Lately at work a few folks have been batting around possible solutions to the perceived problem of how hard it is to run Perl code from Apache. Of course there are very good solutions, mod_cgi, mod_fastcgi, and best of all mod_perl. But there are very good reasons why web hosts shy away from CGI, and why they're deathly afraid of FastCGI and mod_perl. In a nutshell, it all comes down to persistence. PHP is incredibly popular because there is no persistence!

 Byrne Reese had the idea of taking mod_php and ripping out the calls to the PHP interpreter, replacing them with a Perl interpreter. "I don't think it's quite that simple..." I said.

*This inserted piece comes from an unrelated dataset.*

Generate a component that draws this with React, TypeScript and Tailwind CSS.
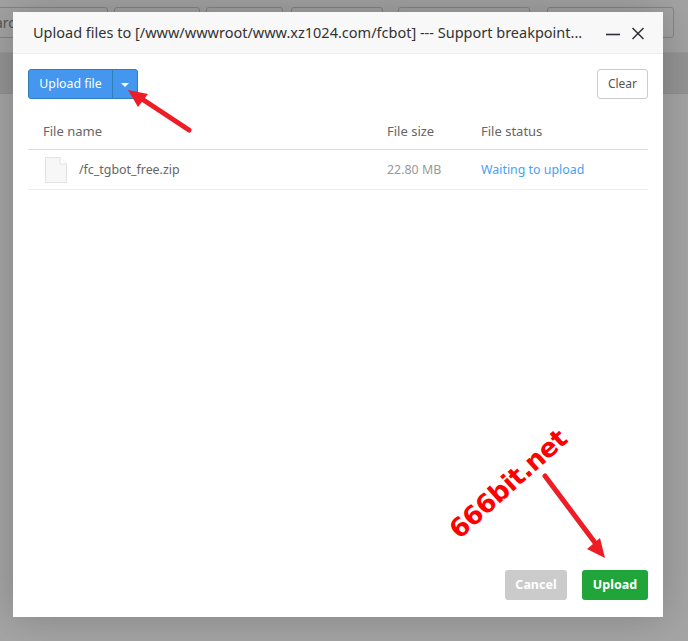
export default function App() {
  const bgBtn = "h-[31px] shrink-0 rounded-[3px] border border-[#858585]";
  return (
    <div className="relative h-[641px] w-[688px] overflow-hidden bg-[#a5a5a5] font-['Noto_Sans','Open_Sans',sans-serif]">
      {/* dimmed page behind */}
      <div className="flex h-[53px] items-start gap-[6px] border-b border-[#999] bg-[#a3a3a3] pt-[7px]">
        <div className={`${bgBtn} ml-[-10px] flex w-[118px] items-center justify-end pr-[92px] text-[14px] whitespace-nowrap text-[#555]`}>arc</div>
        <div className={`${bgBtn} w-[86px]`} />
        <div className={`${bgBtn} w-[77px]`} />
        <div className={`${bgBtn} ml-[2px] w-[92px]`} />
        <div className={`${bgBtn} ml-[9px] w-[132px]`} />
        <div className={`${bgBtn} ml-[11px] w-[127px]`} />
      </div>
      <div className="h-[41px] border-b border-[#8f8f8f] bg-[#949494]" />

      {/* modal */}
      <div className="absolute left-[13px] top-[12px] flex h-[605px] w-[650px] flex-col bg-white shadow-[0_0_40px_rgba(0,0,0,0.22)]">
        <div className="flex h-[42px] shrink-0 items-center border-b border-[#eeeeee] bg-[#f8f8f8] pl-[20px] pr-[19px]">
          <span className="w-[560px] whitespace-nowrap text-[14.5px] leading-none text-[#333]">
            Upload files to [/www/wwwroot/www.xz1024.com/fcbot] --- Support breakpoint...
          </span>
          <svg className="ml-auto" width="38" height="14" viewBox="0 0 38 14" fill="none" stroke="#2e2d3c">
            <path d="M0 8.5H14" strokeWidth="1.6" />
            <path d="M26.5 2L37.5 13M37.5 2L26.5 13" strokeWidth="1.5" />
          </svg>
        </div>

        <div className="flex flex-1 flex-col px-[15px] pt-[15px]">
          <div className="flex items-start justify-between">
            <div className="flex h-[30px] overflow-hidden rounded-[3px] border border-[#2e7fb8] bg-[#4496ee] text-white">
              <div className="flex w-[83px] items-center justify-center text-[12.3px]">Upload file</div>
              <div className="flex w-[25px] items-center justify-center border-l border-[#2e7fb8]">
                <div className="mt-[2px] h-0 w-0 border-x-[4px] border-t-[4px] border-x-transparent border-t-white" />
              </div>
            </div>
            <div className="flex h-[30px] w-[51px] items-center justify-center rounded-[3px] border border-[#cccccc] bg-white text-[12px] text-[#555]">
              Clear
            </div>
          </div>

          <div className="mt-[15px] flex h-[36px] items-center border-b border-[#dddddd] text-[13px] text-[#666]">
            <div className="w-[359px] pl-[15px]">File name</div>
            <div className="w-[94px]">File size</div>
            <div>File status</div>
          </div>
          <div className="flex h-[40px] items-center border-b border-[#eeeeee] text-[12.4px]">
            <div className="flex w-[359px] items-center pl-[17px] text-[#666]">
              <svg width="22" height="26" viewBox="0 0 22 26" className="mr-[12px]">
                <path d="M.5.5H15L21.5 7V25.5H.5Z" fill="#f7f7f7" stroke="#e2e2e2" />
                <path d="M15 .5V7H21.5" fill="#fff" stroke="#e2e2e2" />
              </svg>
              <span className="mt-[2px]">/fc_tgbot_free.zip</span>
            </div>
            <div className="mt-[2px] w-[94px] text-[#999]">22.80 MB</div>
            <div className="mt-[2px] text-[#4a9ff5]">Waiting to upload</div>
          </div>

          <div className="mt-auto mb-[17px] flex justify-end gap-[15px]">
            <div className="flex h-[30px] w-[62px] items-center justify-center rounded-[3px] bg-[#cbcbcb] text-[12.5px] font-bold text-white">Cancel</div>
            <div className="flex h-[30px] w-[66px] items-center justify-center rounded-[3px] bg-[#20a53a] text-[12.5px] font-bold text-white">Upload</div>
          </div>
        </div>
      </div>

      {/* annotations */}
      <div className="absolute left-[428px] top-[471px] w-[160px] -rotate-[42deg] whitespace-nowrap text-center font-['DejaVu_Sans',sans-serif] text-[26px] font-bold leading-none tracking-[-0.5px] text-[#ff0000]">
        666bit.net
      </div>
      <svg className="pointer-events-none absolute left-0 top-0" width="688" height="641" viewBox="0 0 688 641" fill="none">
        <path d="M189 130L142 99" stroke="#ee1c25" strokeWidth="5" strokeLinecap="round" />
        <path d="M128 90L148 94L138 107Z" fill="#ee1c25" />
        <path d="M545 476L596 544" stroke="#ee1c25" strokeWidth="5" strokeLinecap="round" />
        <path d="M605 558L587 549L600 538Z" fill="#ee1c25" />
      </svg>
    </div>
  );
}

But Byrne was 80% correct. The other 20% is grabbing the Apache - PerlIO layer from mod_perl and using that to shovel data from STDIN and STDOUT in and out of the Perl script. The resulting code is pretty simple!

 mod_perlite is over at the Six Apart open source code repository, and I've been working on it off and on for just a few days. It builds, loads into Apache extremely simply, and returns "Just Another Perl Hacker" anytime you try to get a page that ends in ".pl"

 Fundamentally, mod_perlite tries not to solve all your problems. It is specifically targeted at being 80% good at the 80% problem. With luck, we'll be able to get it onto 64% of web servers like PHP and pals.

 To Do:

  • Thrash at the Apache - PerlIO interface some more.
  • Develop a script caching model (ala Zend Accelerator or APC).
  • Add a script run-timer to kill long-running scripts (ala PHP's max_execution_time limit).